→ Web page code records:

Begin

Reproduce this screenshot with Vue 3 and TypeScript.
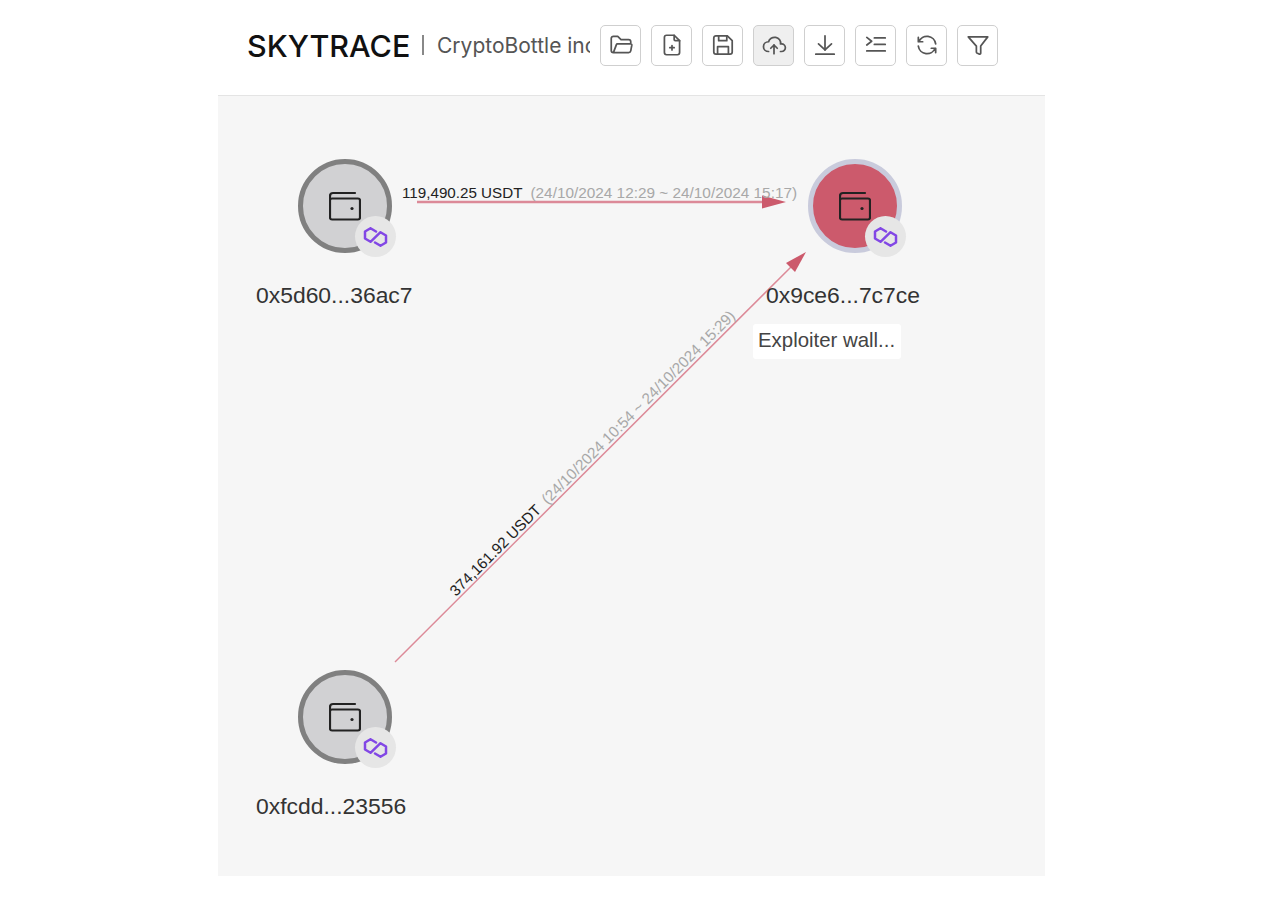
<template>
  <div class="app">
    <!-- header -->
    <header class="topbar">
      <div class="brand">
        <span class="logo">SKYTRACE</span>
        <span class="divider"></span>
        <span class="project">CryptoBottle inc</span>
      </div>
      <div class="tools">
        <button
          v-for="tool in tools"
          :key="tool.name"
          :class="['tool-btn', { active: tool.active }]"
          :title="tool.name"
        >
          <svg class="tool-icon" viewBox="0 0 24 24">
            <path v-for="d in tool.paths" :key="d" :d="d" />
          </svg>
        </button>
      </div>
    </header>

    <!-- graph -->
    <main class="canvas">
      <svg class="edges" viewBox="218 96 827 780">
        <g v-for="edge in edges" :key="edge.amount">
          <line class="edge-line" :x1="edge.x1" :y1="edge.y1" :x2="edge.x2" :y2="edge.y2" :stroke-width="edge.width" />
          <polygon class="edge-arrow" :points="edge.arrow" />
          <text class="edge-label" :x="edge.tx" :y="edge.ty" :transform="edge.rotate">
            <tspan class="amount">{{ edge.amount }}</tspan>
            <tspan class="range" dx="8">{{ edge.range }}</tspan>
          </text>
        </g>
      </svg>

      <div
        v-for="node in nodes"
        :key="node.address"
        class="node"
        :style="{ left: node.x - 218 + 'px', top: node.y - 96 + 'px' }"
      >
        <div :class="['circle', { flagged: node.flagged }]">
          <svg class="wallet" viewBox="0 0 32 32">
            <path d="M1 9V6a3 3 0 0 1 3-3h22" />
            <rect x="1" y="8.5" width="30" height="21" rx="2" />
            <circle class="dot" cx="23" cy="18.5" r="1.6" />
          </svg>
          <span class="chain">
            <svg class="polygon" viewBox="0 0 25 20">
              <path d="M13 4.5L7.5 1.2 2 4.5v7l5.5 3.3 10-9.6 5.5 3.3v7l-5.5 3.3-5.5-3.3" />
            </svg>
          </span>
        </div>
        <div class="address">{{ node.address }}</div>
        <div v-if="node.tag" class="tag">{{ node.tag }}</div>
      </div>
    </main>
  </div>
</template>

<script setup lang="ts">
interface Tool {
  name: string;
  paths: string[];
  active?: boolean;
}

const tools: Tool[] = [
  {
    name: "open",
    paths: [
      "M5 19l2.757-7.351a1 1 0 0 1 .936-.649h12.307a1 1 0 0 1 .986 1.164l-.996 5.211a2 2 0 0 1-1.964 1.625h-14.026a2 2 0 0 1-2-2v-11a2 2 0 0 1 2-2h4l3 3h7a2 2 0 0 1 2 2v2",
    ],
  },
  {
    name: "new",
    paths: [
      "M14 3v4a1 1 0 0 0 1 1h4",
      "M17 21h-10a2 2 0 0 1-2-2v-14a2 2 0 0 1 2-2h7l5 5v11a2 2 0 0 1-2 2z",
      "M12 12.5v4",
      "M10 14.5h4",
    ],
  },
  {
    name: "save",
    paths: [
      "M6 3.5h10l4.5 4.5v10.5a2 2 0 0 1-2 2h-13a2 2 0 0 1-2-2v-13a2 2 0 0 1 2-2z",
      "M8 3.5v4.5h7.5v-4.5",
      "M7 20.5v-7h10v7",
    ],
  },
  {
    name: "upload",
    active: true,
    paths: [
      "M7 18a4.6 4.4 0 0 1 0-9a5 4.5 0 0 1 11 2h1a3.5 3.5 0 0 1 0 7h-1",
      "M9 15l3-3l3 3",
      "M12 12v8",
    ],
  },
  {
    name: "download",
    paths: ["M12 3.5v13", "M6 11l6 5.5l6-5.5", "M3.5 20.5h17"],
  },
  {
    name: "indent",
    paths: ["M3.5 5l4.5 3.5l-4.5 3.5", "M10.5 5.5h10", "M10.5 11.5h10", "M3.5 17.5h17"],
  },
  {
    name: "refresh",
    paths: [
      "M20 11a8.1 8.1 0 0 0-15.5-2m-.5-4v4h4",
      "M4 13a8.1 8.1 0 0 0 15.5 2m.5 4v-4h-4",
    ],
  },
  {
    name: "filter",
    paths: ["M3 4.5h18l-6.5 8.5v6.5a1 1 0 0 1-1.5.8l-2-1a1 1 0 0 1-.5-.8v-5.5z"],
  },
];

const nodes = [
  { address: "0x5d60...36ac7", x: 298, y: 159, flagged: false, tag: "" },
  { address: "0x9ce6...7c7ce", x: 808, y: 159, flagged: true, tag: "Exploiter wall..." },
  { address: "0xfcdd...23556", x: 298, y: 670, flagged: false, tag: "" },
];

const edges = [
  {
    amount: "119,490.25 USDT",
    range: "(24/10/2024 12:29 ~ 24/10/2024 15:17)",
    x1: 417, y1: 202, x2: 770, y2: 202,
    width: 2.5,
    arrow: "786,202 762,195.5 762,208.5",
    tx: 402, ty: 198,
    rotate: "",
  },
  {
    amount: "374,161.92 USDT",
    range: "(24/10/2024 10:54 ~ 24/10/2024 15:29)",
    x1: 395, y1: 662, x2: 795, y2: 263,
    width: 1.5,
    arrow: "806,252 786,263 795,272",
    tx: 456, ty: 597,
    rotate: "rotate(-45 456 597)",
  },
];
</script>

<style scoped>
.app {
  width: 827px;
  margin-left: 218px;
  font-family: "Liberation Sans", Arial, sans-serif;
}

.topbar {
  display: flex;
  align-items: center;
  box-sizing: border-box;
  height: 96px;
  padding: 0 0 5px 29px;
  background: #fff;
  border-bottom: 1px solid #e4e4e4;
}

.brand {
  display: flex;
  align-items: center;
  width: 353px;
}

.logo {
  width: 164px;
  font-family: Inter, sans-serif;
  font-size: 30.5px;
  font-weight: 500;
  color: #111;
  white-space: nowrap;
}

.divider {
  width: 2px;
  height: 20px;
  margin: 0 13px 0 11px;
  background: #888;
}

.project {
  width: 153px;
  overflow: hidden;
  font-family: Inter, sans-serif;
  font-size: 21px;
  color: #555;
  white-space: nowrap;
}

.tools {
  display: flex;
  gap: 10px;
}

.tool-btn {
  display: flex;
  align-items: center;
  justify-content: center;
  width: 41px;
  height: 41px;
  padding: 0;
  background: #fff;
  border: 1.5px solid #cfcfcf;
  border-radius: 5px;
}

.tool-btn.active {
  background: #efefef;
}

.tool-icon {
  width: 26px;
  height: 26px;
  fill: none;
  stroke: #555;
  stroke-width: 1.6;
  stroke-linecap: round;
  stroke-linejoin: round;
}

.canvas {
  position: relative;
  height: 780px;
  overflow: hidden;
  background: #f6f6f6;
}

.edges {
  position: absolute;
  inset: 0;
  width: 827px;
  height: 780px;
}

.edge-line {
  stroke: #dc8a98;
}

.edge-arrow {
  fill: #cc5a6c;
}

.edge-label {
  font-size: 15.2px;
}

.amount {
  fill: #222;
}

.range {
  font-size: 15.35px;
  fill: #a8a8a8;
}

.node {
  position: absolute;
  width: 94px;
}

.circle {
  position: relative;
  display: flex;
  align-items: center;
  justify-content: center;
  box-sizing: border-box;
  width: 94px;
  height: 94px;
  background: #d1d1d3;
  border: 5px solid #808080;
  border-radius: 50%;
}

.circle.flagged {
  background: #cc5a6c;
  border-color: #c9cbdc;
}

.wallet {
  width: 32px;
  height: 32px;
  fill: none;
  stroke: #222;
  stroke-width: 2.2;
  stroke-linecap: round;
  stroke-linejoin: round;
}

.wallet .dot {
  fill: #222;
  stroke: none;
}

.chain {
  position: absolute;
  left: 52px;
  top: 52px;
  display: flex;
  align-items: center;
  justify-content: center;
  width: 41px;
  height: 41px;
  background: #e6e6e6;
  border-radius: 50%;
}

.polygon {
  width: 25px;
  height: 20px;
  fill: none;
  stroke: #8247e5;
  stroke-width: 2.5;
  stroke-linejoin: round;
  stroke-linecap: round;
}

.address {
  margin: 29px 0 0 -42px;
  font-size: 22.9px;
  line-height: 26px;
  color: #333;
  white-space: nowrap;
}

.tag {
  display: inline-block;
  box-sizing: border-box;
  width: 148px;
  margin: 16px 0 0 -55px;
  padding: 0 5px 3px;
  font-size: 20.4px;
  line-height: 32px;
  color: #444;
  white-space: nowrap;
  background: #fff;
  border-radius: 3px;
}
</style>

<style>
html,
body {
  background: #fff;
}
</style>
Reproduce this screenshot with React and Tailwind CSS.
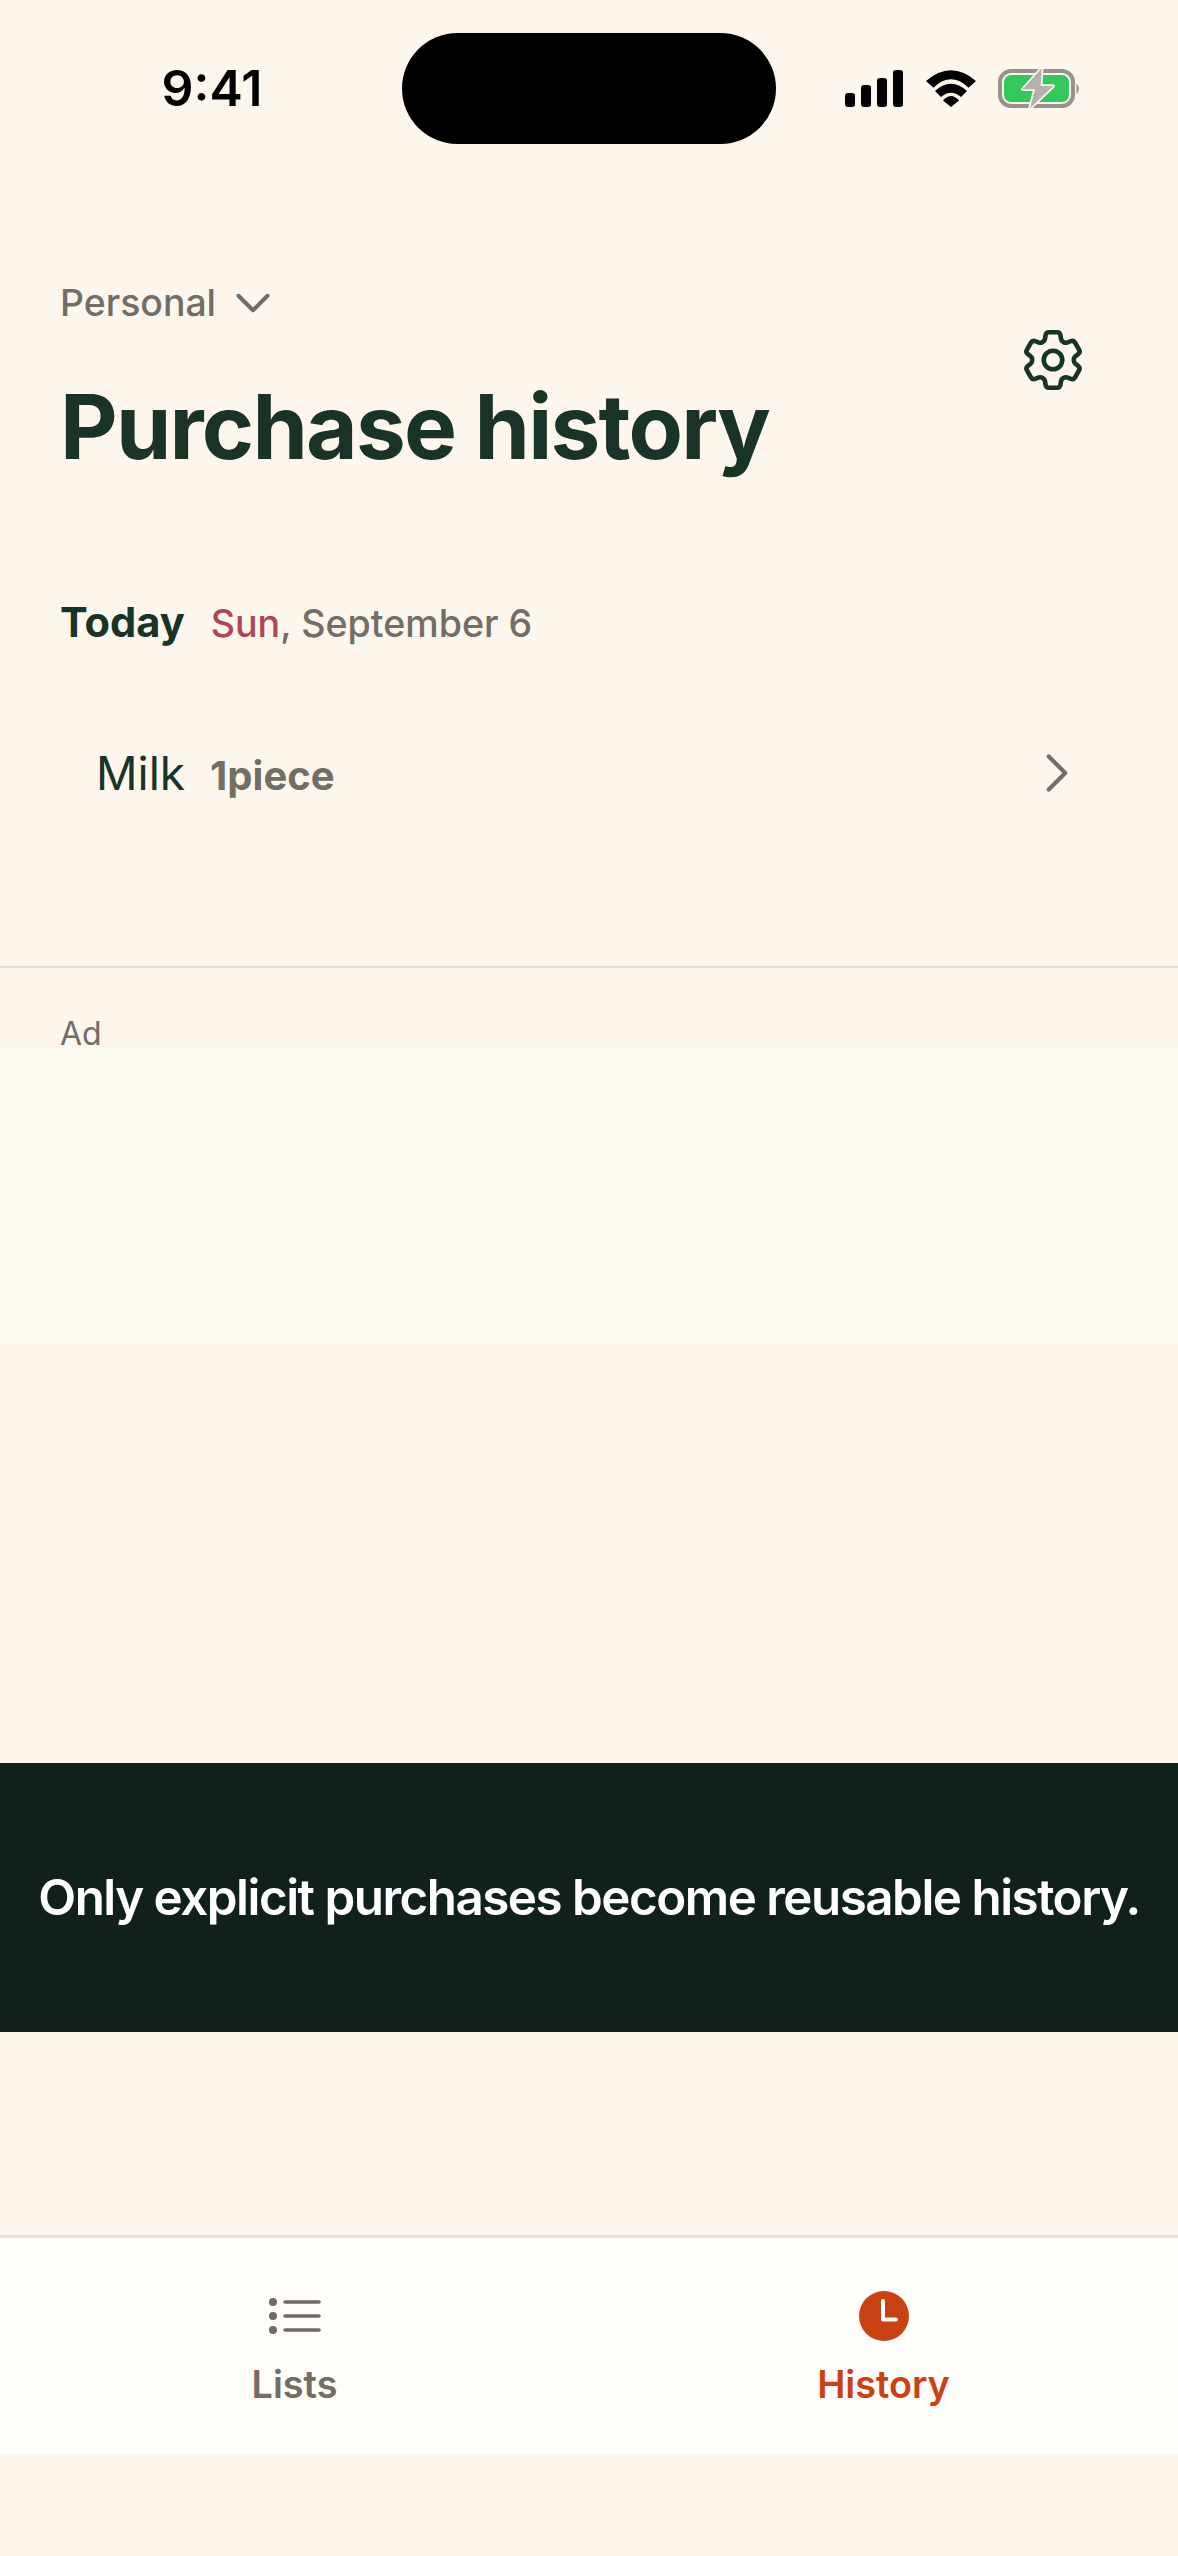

End

→ Set problem:
Reply with nothing except the number of lines in the listing above that include the string "Reproduce".

→ Solution to the problem:
2